Pada sore 14 Juli, para peretas berpura-pura menelepon dari departemen TI di Twitter sebagai tanggapan atas beberapa masalah dengan VPN. Mereka diketahui menelepon beberapa karyawan Twitter dan mengarahkan mereka untuk memasukkan kredensial di halaman phishing. Halaman tersebut juga akan menghasilkan pemberitahuan otentikasi multi-faktor palsu.

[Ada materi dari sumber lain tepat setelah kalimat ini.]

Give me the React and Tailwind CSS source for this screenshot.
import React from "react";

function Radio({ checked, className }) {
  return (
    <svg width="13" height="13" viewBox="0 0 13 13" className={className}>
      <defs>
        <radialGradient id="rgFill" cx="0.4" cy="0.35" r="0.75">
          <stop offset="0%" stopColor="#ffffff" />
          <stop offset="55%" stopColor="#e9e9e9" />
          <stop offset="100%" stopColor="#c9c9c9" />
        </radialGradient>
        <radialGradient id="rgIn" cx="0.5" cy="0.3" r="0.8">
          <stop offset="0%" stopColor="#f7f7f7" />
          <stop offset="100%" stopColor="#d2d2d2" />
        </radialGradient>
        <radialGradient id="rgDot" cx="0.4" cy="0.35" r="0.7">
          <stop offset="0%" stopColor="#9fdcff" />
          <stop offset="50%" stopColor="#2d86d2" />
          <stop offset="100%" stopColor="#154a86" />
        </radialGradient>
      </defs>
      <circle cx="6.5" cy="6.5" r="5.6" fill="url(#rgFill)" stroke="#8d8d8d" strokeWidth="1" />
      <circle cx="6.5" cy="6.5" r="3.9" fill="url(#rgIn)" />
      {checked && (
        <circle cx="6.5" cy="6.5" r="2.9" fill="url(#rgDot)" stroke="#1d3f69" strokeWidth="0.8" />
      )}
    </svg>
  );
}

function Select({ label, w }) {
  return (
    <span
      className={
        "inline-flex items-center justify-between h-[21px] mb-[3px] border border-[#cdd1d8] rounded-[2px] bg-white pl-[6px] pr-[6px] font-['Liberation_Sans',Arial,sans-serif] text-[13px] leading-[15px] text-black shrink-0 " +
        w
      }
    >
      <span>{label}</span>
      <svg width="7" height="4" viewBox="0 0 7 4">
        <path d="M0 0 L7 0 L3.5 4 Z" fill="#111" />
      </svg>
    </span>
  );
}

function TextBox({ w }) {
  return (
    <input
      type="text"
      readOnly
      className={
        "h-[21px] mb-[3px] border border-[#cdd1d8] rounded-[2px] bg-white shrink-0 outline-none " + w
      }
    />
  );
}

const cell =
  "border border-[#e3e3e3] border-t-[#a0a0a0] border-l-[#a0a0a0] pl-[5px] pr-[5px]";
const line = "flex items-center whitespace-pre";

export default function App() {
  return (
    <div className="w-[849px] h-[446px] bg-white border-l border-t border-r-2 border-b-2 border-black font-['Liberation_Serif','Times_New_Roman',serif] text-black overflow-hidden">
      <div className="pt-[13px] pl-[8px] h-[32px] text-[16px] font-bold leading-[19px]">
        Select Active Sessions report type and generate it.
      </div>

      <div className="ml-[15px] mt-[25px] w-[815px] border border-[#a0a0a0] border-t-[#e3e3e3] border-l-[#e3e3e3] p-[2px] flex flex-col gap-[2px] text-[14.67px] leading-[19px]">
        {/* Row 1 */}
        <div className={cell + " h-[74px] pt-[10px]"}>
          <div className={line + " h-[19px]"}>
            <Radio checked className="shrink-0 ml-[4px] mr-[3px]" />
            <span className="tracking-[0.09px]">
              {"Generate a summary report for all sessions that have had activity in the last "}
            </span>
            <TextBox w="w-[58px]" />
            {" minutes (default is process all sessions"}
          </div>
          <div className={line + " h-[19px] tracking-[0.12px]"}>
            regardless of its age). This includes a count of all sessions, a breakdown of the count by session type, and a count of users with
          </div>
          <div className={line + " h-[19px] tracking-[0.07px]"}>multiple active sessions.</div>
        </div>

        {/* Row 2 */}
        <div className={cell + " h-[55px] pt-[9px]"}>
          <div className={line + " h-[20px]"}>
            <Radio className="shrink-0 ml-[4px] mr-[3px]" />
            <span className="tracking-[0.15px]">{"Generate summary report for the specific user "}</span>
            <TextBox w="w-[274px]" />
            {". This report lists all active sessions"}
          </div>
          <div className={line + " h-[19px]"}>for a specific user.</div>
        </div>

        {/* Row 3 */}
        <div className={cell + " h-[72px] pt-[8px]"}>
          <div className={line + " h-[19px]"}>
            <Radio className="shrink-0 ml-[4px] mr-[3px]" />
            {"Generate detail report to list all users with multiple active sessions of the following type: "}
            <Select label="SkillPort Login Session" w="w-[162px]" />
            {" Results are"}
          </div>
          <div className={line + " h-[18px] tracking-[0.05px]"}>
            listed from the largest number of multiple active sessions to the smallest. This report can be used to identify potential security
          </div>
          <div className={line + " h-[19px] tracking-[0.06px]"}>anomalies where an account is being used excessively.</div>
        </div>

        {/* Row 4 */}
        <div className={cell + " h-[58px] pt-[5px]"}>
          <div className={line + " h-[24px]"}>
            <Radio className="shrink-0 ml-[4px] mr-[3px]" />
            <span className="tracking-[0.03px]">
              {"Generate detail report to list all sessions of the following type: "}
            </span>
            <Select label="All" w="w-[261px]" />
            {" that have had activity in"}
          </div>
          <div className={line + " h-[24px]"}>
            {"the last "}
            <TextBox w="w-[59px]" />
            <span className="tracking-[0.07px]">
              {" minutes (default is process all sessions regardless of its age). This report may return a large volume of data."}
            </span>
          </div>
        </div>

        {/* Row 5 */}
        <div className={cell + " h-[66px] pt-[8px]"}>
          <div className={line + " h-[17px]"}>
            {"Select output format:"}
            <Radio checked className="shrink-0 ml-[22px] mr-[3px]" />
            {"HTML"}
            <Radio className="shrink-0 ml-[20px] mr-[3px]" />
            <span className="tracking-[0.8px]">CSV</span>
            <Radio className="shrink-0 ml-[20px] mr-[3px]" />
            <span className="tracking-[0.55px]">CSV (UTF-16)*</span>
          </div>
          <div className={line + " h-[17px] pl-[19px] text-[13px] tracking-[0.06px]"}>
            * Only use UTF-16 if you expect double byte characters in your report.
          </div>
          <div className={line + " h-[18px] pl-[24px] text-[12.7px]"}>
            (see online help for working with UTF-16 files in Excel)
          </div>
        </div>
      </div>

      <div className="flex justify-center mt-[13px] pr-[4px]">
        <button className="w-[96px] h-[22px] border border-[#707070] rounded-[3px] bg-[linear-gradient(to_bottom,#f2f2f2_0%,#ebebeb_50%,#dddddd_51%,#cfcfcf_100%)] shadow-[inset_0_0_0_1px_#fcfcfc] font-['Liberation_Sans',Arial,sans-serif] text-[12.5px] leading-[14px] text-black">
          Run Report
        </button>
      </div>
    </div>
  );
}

"Kami tidak menemukan bukti bahwa karyawan Twitter dengan sengaja membantu para hacker. Sebaliknya, peretas menggunakan informasi pribadi tentang karyawan untuk meyakinkan mereka bahwa peretas itu pihak yang sah. Sementara beberapa karyawan melaporkan panggilan tersebut ke tim pemantau penipuan internal Twitter, setidaknya satu karyawan percaya kebohongan peretas."
Namun, organ pertama tidak memiliki akses ke sistem internal yang ditargetkan, para peretas menggunakan kredensial mereka untuk menavigasi jaringan dan mengidentifikasi karyawan yang memilikinya. Pada 15 Juli, mereka menargetkan karyawan tersebut.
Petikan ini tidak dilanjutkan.